DATA PROVIDED:

+ + + + +

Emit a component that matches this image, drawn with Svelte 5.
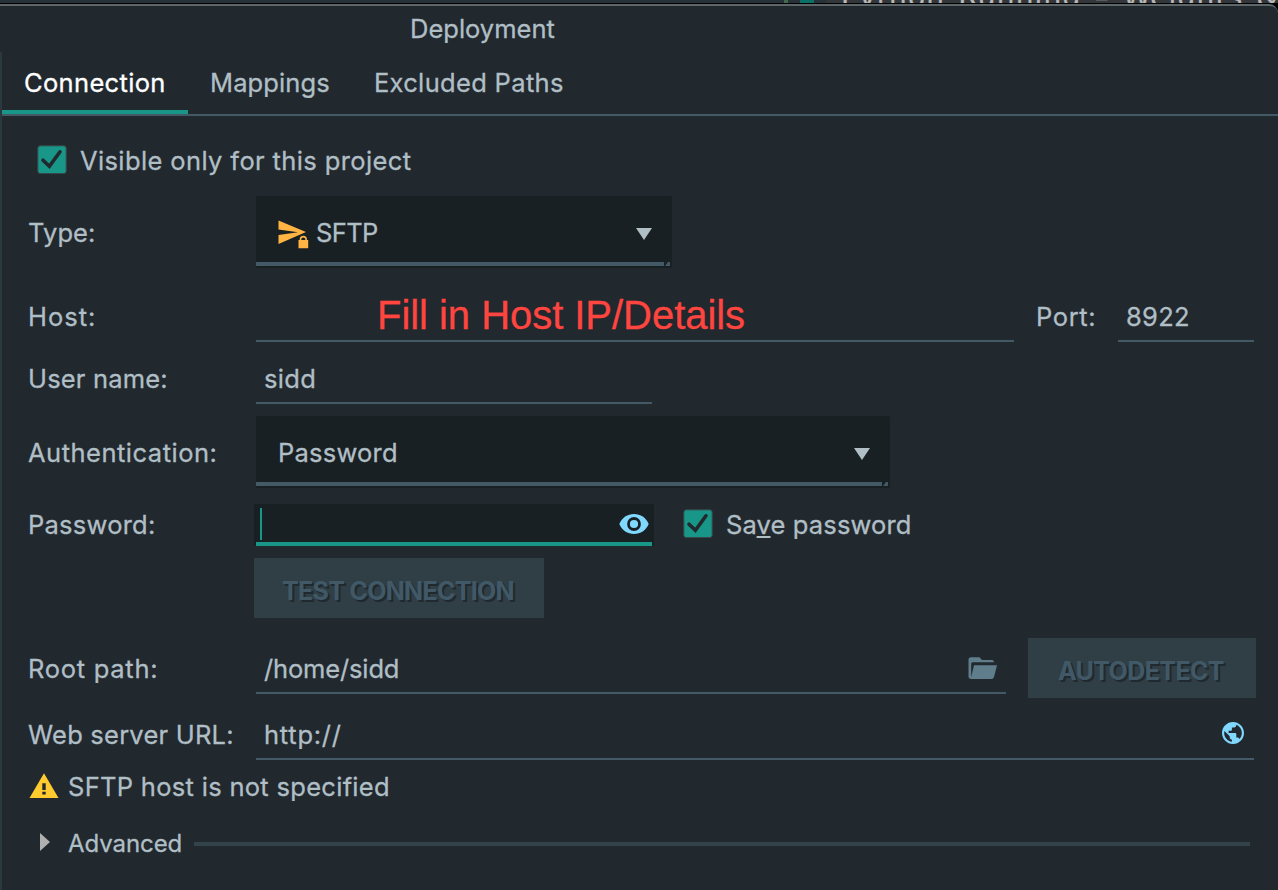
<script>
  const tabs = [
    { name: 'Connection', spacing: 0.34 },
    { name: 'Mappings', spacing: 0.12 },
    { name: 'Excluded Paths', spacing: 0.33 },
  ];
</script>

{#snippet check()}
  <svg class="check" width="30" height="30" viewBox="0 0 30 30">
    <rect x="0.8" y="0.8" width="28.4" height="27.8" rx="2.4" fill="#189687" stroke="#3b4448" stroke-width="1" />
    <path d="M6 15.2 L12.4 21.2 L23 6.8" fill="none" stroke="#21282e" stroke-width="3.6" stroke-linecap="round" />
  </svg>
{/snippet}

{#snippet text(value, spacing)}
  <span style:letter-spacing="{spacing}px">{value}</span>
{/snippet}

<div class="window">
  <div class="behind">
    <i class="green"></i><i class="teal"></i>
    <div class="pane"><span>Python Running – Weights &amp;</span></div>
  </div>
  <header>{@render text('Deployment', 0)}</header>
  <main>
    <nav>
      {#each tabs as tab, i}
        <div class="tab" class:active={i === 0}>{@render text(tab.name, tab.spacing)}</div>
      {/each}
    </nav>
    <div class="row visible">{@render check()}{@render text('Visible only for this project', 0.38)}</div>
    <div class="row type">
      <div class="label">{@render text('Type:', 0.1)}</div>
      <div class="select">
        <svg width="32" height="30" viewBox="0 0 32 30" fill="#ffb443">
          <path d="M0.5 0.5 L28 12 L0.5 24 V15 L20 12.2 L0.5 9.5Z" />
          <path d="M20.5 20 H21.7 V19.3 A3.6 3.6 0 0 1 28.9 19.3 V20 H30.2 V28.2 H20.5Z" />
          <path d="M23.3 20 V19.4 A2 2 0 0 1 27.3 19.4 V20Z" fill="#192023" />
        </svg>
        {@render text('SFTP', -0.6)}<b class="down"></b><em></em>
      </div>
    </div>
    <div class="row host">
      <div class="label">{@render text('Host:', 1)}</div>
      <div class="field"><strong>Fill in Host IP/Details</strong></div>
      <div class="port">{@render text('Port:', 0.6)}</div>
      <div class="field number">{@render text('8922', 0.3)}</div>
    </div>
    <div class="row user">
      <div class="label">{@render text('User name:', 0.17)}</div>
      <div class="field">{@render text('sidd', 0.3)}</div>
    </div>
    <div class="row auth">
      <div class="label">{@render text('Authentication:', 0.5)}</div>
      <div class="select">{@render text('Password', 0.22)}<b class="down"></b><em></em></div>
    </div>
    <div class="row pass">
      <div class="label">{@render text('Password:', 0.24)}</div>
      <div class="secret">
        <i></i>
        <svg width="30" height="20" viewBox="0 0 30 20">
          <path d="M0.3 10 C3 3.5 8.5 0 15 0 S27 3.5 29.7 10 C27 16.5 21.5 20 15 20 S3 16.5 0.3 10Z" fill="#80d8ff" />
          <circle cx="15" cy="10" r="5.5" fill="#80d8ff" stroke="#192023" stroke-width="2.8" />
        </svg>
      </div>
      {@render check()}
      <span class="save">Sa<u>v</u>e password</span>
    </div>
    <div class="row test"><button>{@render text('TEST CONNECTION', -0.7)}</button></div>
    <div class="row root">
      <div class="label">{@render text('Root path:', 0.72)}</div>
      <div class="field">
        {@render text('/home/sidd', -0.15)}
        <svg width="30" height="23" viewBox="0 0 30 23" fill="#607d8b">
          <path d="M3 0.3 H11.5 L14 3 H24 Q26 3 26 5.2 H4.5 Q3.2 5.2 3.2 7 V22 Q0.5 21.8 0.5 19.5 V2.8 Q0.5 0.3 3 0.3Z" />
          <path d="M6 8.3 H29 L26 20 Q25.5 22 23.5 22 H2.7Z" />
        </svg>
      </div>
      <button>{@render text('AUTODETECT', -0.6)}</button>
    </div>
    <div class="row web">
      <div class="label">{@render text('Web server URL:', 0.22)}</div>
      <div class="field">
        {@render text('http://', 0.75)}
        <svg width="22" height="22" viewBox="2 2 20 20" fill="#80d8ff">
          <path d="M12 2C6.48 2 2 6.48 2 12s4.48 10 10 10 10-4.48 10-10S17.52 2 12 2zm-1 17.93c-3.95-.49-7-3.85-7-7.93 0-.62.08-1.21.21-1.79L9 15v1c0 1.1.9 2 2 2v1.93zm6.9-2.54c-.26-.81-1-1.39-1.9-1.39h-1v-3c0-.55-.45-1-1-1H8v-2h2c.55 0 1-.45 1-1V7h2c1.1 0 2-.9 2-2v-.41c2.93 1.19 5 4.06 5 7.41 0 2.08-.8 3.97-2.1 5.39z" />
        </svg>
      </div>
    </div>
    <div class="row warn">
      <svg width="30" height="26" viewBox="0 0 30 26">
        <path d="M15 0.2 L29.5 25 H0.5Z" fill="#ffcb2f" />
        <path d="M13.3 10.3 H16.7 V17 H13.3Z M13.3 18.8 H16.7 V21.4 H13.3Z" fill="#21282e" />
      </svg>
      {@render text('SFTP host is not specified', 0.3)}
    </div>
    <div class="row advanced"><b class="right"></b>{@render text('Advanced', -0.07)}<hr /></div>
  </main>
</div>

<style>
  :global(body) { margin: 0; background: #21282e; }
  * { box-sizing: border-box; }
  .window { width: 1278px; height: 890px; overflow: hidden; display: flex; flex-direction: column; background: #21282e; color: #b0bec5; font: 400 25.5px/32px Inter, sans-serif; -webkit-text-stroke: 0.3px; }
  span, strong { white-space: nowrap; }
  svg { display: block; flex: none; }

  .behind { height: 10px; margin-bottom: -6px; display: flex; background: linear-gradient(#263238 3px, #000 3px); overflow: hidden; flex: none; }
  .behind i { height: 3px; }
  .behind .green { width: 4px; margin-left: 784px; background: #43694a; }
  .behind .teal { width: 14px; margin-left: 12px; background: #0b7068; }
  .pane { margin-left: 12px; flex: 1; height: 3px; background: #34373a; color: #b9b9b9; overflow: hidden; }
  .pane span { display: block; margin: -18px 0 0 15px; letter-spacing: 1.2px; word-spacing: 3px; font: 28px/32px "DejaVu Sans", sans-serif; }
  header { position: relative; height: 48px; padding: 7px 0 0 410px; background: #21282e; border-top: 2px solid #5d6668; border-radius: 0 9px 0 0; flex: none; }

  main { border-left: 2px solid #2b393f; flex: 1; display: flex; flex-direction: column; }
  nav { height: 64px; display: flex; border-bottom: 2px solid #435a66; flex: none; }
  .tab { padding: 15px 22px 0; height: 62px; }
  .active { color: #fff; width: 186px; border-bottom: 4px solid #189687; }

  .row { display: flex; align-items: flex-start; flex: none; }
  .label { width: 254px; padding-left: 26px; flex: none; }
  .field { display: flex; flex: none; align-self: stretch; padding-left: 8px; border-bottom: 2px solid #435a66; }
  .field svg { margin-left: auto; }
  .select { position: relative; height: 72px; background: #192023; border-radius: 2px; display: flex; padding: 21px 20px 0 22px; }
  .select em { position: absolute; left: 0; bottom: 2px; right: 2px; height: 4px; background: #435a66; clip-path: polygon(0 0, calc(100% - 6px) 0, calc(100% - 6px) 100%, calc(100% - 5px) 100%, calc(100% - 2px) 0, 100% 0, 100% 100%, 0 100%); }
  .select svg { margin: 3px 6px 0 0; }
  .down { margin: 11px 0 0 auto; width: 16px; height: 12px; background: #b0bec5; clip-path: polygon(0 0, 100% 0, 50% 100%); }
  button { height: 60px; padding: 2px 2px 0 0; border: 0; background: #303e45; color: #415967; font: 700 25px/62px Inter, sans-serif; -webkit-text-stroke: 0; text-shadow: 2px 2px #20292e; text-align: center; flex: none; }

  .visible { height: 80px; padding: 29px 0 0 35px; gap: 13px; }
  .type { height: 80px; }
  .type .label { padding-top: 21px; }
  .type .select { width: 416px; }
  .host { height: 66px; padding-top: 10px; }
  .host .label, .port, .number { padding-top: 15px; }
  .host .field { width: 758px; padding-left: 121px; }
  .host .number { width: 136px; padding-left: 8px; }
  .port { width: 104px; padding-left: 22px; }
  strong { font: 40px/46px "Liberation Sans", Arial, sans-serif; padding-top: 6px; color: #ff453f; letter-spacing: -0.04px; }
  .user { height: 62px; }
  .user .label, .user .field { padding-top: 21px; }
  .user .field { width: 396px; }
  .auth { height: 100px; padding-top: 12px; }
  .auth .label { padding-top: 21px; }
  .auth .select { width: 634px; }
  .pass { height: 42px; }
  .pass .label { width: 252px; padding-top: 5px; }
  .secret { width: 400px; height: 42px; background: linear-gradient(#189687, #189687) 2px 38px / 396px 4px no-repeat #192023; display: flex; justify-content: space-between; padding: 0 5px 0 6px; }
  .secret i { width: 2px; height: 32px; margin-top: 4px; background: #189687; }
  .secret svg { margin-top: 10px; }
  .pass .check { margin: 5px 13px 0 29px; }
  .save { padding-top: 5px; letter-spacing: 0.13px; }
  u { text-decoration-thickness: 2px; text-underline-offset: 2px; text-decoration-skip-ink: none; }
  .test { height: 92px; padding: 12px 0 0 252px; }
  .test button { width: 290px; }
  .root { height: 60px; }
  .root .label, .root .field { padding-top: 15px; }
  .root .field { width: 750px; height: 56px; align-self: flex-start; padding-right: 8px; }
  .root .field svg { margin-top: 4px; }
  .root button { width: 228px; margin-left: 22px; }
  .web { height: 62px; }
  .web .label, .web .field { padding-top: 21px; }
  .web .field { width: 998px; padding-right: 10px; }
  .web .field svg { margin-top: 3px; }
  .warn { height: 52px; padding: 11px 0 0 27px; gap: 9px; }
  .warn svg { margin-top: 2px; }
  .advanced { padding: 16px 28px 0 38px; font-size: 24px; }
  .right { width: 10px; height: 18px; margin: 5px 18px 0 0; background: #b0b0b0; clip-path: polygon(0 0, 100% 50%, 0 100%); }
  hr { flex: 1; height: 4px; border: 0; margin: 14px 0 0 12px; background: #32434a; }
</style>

+ + + + +

PROBLEM TO SOLVE:
Tally the lines that hold the string "this" and state the total, nothing more.

FULL RESPONSE:
2